Entre as tarefas determinadas para a Comissão de Estatística do Subgrupo de Trabalho 10 do MERCOSUL, estava prevista a implementação de acordos para a homogeneização gradativa das Estatísticas Econômicas e Sócio-Demográficas. Os Institutos de Estatística começaram a difundir informações na forma de quadros agrupados que deram origem às Sinopses I e II do MERCOSUL, publicadas em 1993 e 1995, respectivamente (IBGE, 1993 e INDEC, 1995). Ao produzir estas tabulações e realizar as comparações correspondentes, foi evidente a necessidade de uma compatibilização de definições e conceitos.
Em relação ao Censo Demográfico 2000 no MERCOSUL, foram realizadas várias reuniões com o objetivo de compatibilizar os conceitos e as definições das investigações do próximo milênio. Os contatos relacionados ao próximo censo começaram em abril de 1997, no Primeiro Seminário sobre o Censo 2000 no MERCOSUL, em Buenos Aires, Argentina. Desde então, especialistas dos seis países têm se encontrado periodicamente, e vêem desenvolvendo uma estratégia comum.
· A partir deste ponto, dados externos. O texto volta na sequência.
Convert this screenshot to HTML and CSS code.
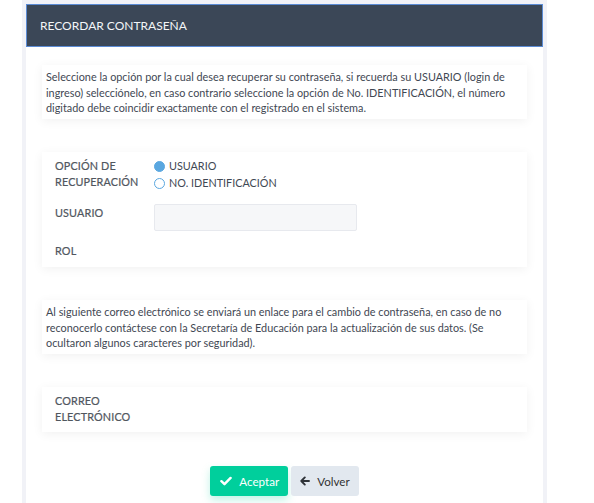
FILE: index.html
```html
<!DOCTYPE html>
<html lang="es">
<head>
    <meta charset="UTF-8">
    <meta name="viewport" content="width=device-width, initial-scale=1.0">
    <title>Recordar contraseña</title>
    <link rel="stylesheet" href="styles.css">
</head>
<body>

<div class="card">
    <div class="card-header">RECORDAR CONTRASEÑA</div>
    <div class="card-body">
        <div class="panel note">
            Seleccione la opción por la cual desea recuperar su contraseña, si recuerda su USUARIO (login de ingreso) selecciónelo, en caso contrario seleccione la opción de No. IDENTIFICACIÓN, el número digitado debe coincidir exactamente con el registrado en el sistema.
        </div>

        <div class="panel form">
            <div class="row">
                <label class="label">OPCIÓN DE RECUPERACIÓN</label>
                <div class="options">
                    <label class="radio"><span class="dot checked"></span>USUARIO</label>
                    <label class="radio"><span class="dot"></span>NO. IDENTIFICACIÓN</label>
                </div>
            </div>
            <div class="row row-input">
                <label class="label">USUARIO</label>
                <input type="text" class="field">
            </div>
            <div class="row row-rol">
                <label class="label">ROL</label>
            </div>
        </div>

        <div class="panel note">
            Al siguiente correo electrónico se enviará un enlace para el cambio de contraseña, en caso de no reconocerlo contáctese con la Secretaría de Educación para la actualización de sus datos. (Se ocultaron algunos caracteres por seguridad).
        </div>

        <div class="panel form mail">
            <div class="row">
                <label class="label">CORREO ELECTRÓNICO</label>
            </div>
        </div>

        <div class="actions">
            <button class="btn btn-ok">
                <svg width="12" height="12" viewBox="0 0 12 12"><path d="M1.4 6.2 L4.5 9.2 L10.6 2.9" fill="none" stroke="#fff" stroke-width="2.4" stroke-linecap="round" stroke-linejoin="round"/></svg>
                Aceptar
            </button>
            <button class="btn btn-back">
                <svg width="10" height="10" viewBox="0 0 10 10"><path d="M9 5 H1.6 M4.8 1.4 L1.3 5 L4.8 8.6" fill="none" stroke="#2f3338" stroke-width="1.9" stroke-linecap="round" stroke-linejoin="round"/></svg>
                Volver
            </button>
        </div>
    </div>
</div>

</body>
</html>
```

FILE: styles.css
```css
body {
    font-family: 'Lato', 'Noto Sans', sans-serif;
    background-color: #fff;
    margin: 0;
    color: #3f4853;
}
.card {
    margin-left: 22px;
    width: 517px;
    border: 4px solid #f1f2f7;
    border-bottom: none;
    min-height: 499px;
}
.card-header {
    background: #3b4757;
    border: 1px solid #5b8bd4;
    color: #f4f6f8;
    font-size: 12px;
    height: 41px;
    line-height: 41px;
    padding-left: 13px;
}
.card-body {
    padding: 18px 16px 0 16px;
    display: flex;
    flex-direction: column;
    gap: 33px;
}
.panel {
    background: #fff;
    box-shadow: 0 2px 10px rgba(0, 0, 0, 0.06);
}
.note {
    font-size: 10.85px;
    line-height: 15.5px;
    padding: 4px 6px 4px 4px;
    height: 46px;
}
.form {
    padding: 6px 13px 8px 13px;
}
.row {
    display: flex;
    align-items: flex-start;
    font-size: 11px;
}
.label {
    width: 99px;
    color: #50565e;
    line-height: 16px;
    font-size: 10.8px;
    letter-spacing: 0.15px;
    -webkit-text-stroke: 0.2px #50565e;
}
.options {
    display: flex;
    flex-direction: column;
    gap: 1px;
}
.radio {
    display: flex;
    align-items: center;
    gap: 4px;
    line-height: 16px;
    font-size: 10.8px;
}
.dot {
    width: 9px;
    height: 9px;
    border: 1px solid #5aa7e0;
    border-radius: 50%;
}
.dot.checked {
    background: #5aa7e0;
}
.row-input {
    margin-top: 13px;
}
.row-input .label {
    padding-top: 1px;
}
.field {
    width: 201px;
    height: 25px;
    background: #f6f7f9;
    border: 1px solid #e7e9ee;
    border-radius: 2px;
    padding: 0;
}
.row-rol {
    margin-top: 12px;
}
.mail {
    padding-bottom: 7px;
}
.actions {
    display: flex;
    justify-content: center;
    gap: 3px;
    margin-top: 1px;
}
.btn {
    font-family: 'Lato', 'Noto Sans', sans-serif;
    font-size: 11.6px;
    height: 30px;
    border: none;
    border-radius: 3px;
    display: flex;
    align-items: center;
    gap: 7px;
    padding: 0 9px 0 10px;
}
.btn svg {
    flex-shrink: 0;
}
.btn-ok {
    background: #00cf9c;
    color: #fff;
    box-shadow: 0 4px 8px rgba(0, 207, 156, 0.25);
}
.btn-back {
    background: #e2e8ef;
    color: #333;
    padding: 0 9px;
}
```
Este documento apresenta o estágio atual do projeto, as metas iniciais, as atuais e as conseqüências não antecipadas deste esforço de integração, que se constitui em uma experiência de harmonização das tarefas de planejamento dos próximos Censos Demográficos nos países membros do MERCOSUL "ampliado".
2. O Censo 2000 no MERCOSUL
Como já foi mencionado, várias reuniões de discussão foram realizadas em cada um dos países membros. As discussões abrangeram a experiência dos últimos censos e os planos para o futuro, mas os tópicos essenciais foram aqueles referentes à integração entre os dados produzidos por cada país. O objetivo foi definir um conjunto mínimo de varáveis comuns a ser disseminado simultaneamente, compatibilizar as definições e conceitos, alcançar a homogeneização operacional, garantir a compatibilidade dos sistemas de classificação e codificação, elaborar um plano comum de tabulações, e criar uma base de dados única. Também foram criados grupos de trabalho de Classificações, Capacitação, Aspectos Tecnológicos e Divulgação e Disseminação de Dados.
Como parte das tarefas em curso, foram apresentadas para discussão as experiências atuais em desenvolvimento nos diferentes países para integração da cartografia censitária, captura de dados, procedimentos a serem adotados na crítica e imputação de dados, pesquisa de avaliação e apresentação dos resultados utilizando os recursos do georeferenciamento.
O projeto elaborado procura obter informações homogêneas para a região, otimizar os recursos metodológicos, humanos e tecnológicos de cada país, e potencializar a troca de experiências entre os respectivos Institutos de Estatística.
3. Prova Piloto Conjunta do MERCOSUL
A Prova Piloto Conjunta foi realizada em novembro de 1998, com a participação da Argentina Bolívia e Brasil, em duas áreas de fronteira entre esses países.
Os objetivos da Prova Piloto Conjunta foram entre outros:
- Testar os conteúdos comuns dos questionários de cada país. Se colocou especial ênfase na aplicação de perguntas que permitissem detectar o movimento pendular entre as áreas geográficas limítrofes.
- Testar as metodologias de capacitação.
- Testar metodologias de processamento e codificação assistida com relação às nomenclaturas utilizadas.
- Testar o desenho de Base de Dados comum e produção de tabulações mínimas.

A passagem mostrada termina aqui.